> _Dataset extract_:
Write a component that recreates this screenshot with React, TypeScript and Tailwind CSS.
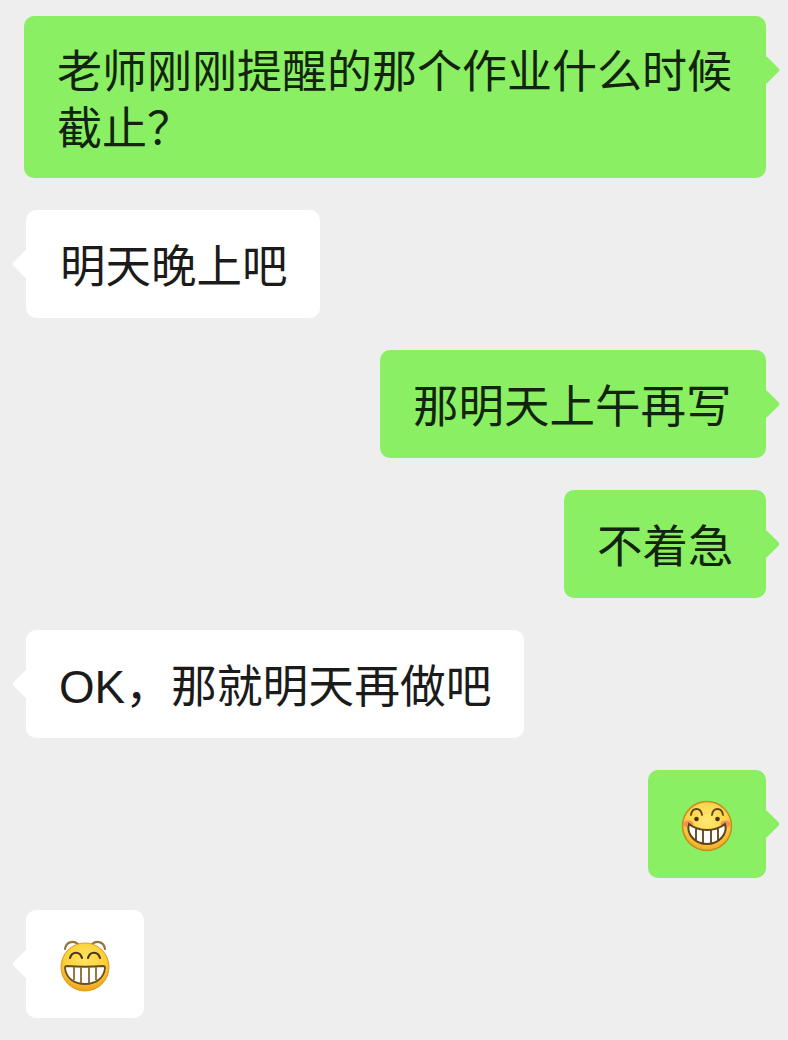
import React, { FC, ReactNode } from "react";

const FaceOne: FC = () => (
  <svg width="52" height="52" viewBox="0 0 52 52">
    <defs>
      <radialGradient id="faceA" cx="50%" cy="38%" r="62%">
        <stop offset="0%" stopColor="#ffe873" />
        <stop offset="65%" stopColor="#fdd447" />
        <stop offset="100%" stopColor="#f0a824" />
      </radialGradient>
    </defs>
    <circle cx="26" cy="26" r="24.5" fill="url(#faceA)" stroke="#c98a1e" strokeWidth="1.5" />
    <ellipse cx="7.5" cy="24" rx="5" ry="3.5" fill="#f0805a" opacity="0.8" />
    <ellipse cx="44.5" cy="24" rx="5" ry="3.5" fill="#f0805a" opacity="0.8" />
    <path d="M10 15c1-8 10-8 11 0M31 15c1-8 10-8 11 0" fill="none" stroke="#5f4216" strokeWidth="1.8" strokeLinecap="round" />
    <circle cx="15.5" cy="19" r="2.3" fill="#4a2f12" />
    <circle cx="36.5" cy="19" r="2.3" fill="#4a2f12" />
    <path d="M8 24c5 4 11 6 18 6s13-2 18-6c3 10-6 20-18 20S5 34 8 24z" fill="#fff" stroke="#5f4216" strokeWidth="2" />
    <path d="M15 29v11M22 30v13M30 30v13M37 29v11" stroke="#5f4216" strokeWidth="1.8" />
  </svg>
);

const FaceTwo: FC = () => (
  <svg width="52" height="54" viewBox="0 0 52 54">
    <defs>
      <radialGradient id="faceB" cx="50%" cy="35%" r="65%">
        <stop offset="0%" stopColor="#ffe45e" />
        <stop offset="65%" stopColor="#fccf3a" />
        <stop offset="100%" stopColor="#eda11c" />
      </radialGradient>
    </defs>
    <path d="M6 11c1-7 8-9 13-5M33 6c5-4 12-2 13 5" fill="none" stroke="#96753a" strokeWidth="2.2" strokeLinecap="round" />
    <circle cx="26" cy="29" r="24" fill="url(#faceB)" stroke="#dd9b22" strokeWidth="1" />
    <path d="M11 20c2-7 10-7 12 0M29 20c2-7 10-7 12 0" fill="none" stroke="#4a3413" strokeWidth="2.2" strokeLinecap="round" />
    <path d="M8 28c12 1 24 1 36 0 2 0 2 1 2 2-1 10-9 16-20 16S7 40 6 30c0-1 0-2 2-2z" fill="#fff" stroke="#6b4e1c" strokeWidth="1.8" />
    <path d="M15 29v13M22 29v16M30 29v16M37 29v13" stroke="#8a6a2e" strokeWidth="1.8" />
  </svg>
);

type BubbleProps = {
  mine?: boolean;
  className: string;
  children: ReactNode;
};

const Bubble: FC<BubbleProps> = ({ mine, className, children }) => (
  <div
    className={
      mine
        ? `relative self-end mr-[22px] rounded-[10px] bg-[#8aef63] text-[#12240e] ${className}`
        : `relative self-start ml-[26px] rounded-[10px] bg-white text-[#1b1b1b] ${className}`
    }
  >
    {mine ? (
      <div className="absolute right-[-10px] top-[44px] w-[20px] h-[20px] rotate-45 rounded-[2px] bg-[#8aef63]" />
    ) : (
      <div className="absolute left-[-10px] top-[44px] w-[20px] h-[20px] rotate-45 rounded-[2px] bg-white" />
    )}
    <div className="relative">{children}</div>
  </div>
);

export default function App() {
  return (
    <div
      className="w-[788px] h-[1040px] overflow-hidden bg-[#eeeeee] pt-4 flex flex-col gap-8 text-[45.5px] leading-[54px] font-normal"
      style={{ fontFamily: '"Liberation Sans", "Noto Sans CJK SC", sans-serif' }}
    >
      <Bubble mine className="w-[742px] h-[162px] pl-[33px] pr-[30px] pt-[28px] text-[45px] leading-[57px]">
        老师刚刚提醒的那个作业什么时候截止？
      </Bubble>
      <Bubble className="w-[294px] h-[108px] pl-[34px] pt-[31px]">明天晚上吧</Bubble>
      <Bubble mine className="w-[386px] h-[108px] pl-[33px] pt-[31px]">那明天上午再写</Bubble>
      <Bubble mine className="w-[202px] h-[108px] pl-[33px] pt-[31px]">不着急</Bubble>
      <Bubble className="w-[498px] h-[108px] pl-[33px] pt-[31px] text-[45.8px]">OK，那就明天再做吧</Bubble>
      <Bubble mine className="w-[118px] h-[108px] pl-[33px] pt-[30px]">
        <FaceOne />
      </Bubble>
      <Bubble className="w-[118px] h-[108px] pl-[33px] pt-[28px]">
        <FaceTwo />
      </Bubble>
    </div>
  );
}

> _Given task_: Using the data above, write out every line exactly, leaving the images behind.

> _Task output_:
Write a component that recreates this screenshot with React, TypeScript and Tailwind CSS.
import React, { FC, ReactNode } from "react";

const FaceOne: FC = () => (
  <svg width="52" height="52" viewBox="0 0 52 52">
    <defs>
      <radialGradient id="faceA" cx="50%" cy="38%" r="62%">
        <stop offset="0%" stopColor="#ffe873" />
        <stop offset="65%" stopColor="#fdd447" />
        <stop offset="100%" stopColor="#f0a824" />
      </radialGradient>
    </defs>
    <circle cx="26" cy="26" r="24.5" fill="url(#faceA)" stroke="#c98a1e" strokeWidth="1.5" />
    <ellipse cx="7.5" cy="24" rx="5" ry="3.5" fill="#f0805a" opacity="0.8" />
    <ellipse cx="44.5" cy="24" rx="5" ry="3.5" fill="#f0805a" opacity="0.8" />
    <path d="M10 15c1-8 10-8 11 0M31 15c1-8 10-8 11 0" fill="none" stroke="#5f4216" strokeWidth="1.8" strokeLinecap="round" />
    <circle cx="15.5" cy="19" r="2.3" fill="#4a2f12" />
    <circle cx="36.5" cy="19" r="2.3" fill="#4a2f12" />
    <path d="M8 24c5 4 11 6 18 6s13-2 18-6c3 10-6 20-18 20S5 34 8 24z" fill="#fff" stroke="#5f4216" strokeWidth="2" />
    <path d="M15 29v11M22 30v13M30 30v13M37 29v11" stroke="#5f4216" strokeWidth="1.8" />
  </svg>
);

const FaceTwo: FC = () => (
  <svg width="52" height="54" viewBox="0 0 52 54">
    <defs>
      <radialGradient id="faceB" cx="50%" cy="35%" r="65%">
        <stop offset="0%" stopColor="#ffe45e" />
        <stop offset="65%" stopColor="#fccf3a" />
        <stop offset="100%" stopColor="#eda11c" />
      </radialGradient>
    </defs>
    <path d="M6 11c1-7 8-9 13-5M33 6c5-4 12-2 13 5" fill="none" stroke="#96753a" strokeWidth="2.2" strokeLinecap="round" />
    <circle cx="26" cy="29" r="24" fill="url(#faceB)" stroke="#dd9b22" strokeWidth="1" />
    <path d="M11 20c2-7 10-7 12 0M29 20c2-7 10-7 12 0" fill="none" stroke="#4a3413" strokeWidth="2.2" strokeLinecap="round" />
    <path d="M8 28c12 1 24 1 36 0 2 0 2 1 2 2-1 10-9 16-20 16S7 40 6 30c0-1 0-2 2-2z" fill="#fff" stroke="#6b4e1c" strokeWidth="1.8" />
    <path d="M15 29v13M22 29v16M30 29v16M37 29v13" stroke="#8a6a2e" strokeWidth="1.8" />
  </svg>
);

type BubbleProps = {
  mine?: boolean;
  className: string;
  children: ReactNode;
};

const Bubble: FC<BubbleProps> = ({ mine, className, children }) => (
  <div
    className={
      mine
        ? `relative self-end mr-[22px] rounded-[10px] bg-[#8aef63] text-[#12240e] ${className}`
        : `relative self-start ml-[26px] rounded-[10px] bg-white text-[#1b1b1b] ${className}`
    }
  >
    {mine ? (
      <div className="absolute right-[-10px] top-[44px] w-[20px] h-[20px] rotate-45 rounded-[2px] bg-[#8aef63]" />
    ) : (
      <div className="absolute left-[-10px] top-[44px] w-[20px] h-[20px] rotate-45 rounded-[2px] bg-white" />
    )}
    <div className="relative">{children}</div>
  </div>
);

export default function App() {
  return (
    <div
      className="w-[788px] h-[1040px] overflow-hidden bg-[#eeeeee] pt-4 flex flex-col gap-8 text-[45.5px] leading-[54px] font-normal"
      style={{ fontFamily: '"Liberation Sans", "Noto Sans CJK SC", sans-serif' }}
    >
      <Bubble mine className="w-[742px] h-[162px] pl-[33px] pr-[30px] pt-[28px] text-[45px] leading-[57px]">
        老师刚刚提醒的那个作业什么时候截止？
      </Bubble>
      <Bubble className="w-[294px] h-[108px] pl-[34px] pt-[31px]">明天晚上吧</Bubble>
      <Bubble mine className="w-[386px] h-[108px] pl-[33px] pt-[31px]">那明天上午再写</Bubble>
      <Bubble mine className="w-[202px] h-[108px] pl-[33px] pt-[31px]">不着急</Bubble>
      <Bubble className="w-[498px] h-[108px] pl-[33px] pt-[31px] text-[45.8px]">OK，那就明天再做吧</Bubble>
      <Bubble mine className="w-[118px] h-[108px] pl-[33px] pt-[30px]">
        <FaceOne />
      </Bubble>
      <Bubble className="w-[118px] h-[108px] pl-[33px] pt-[28px]">
        <FaceTwo />
      </Bubble>
    </div>
  );
}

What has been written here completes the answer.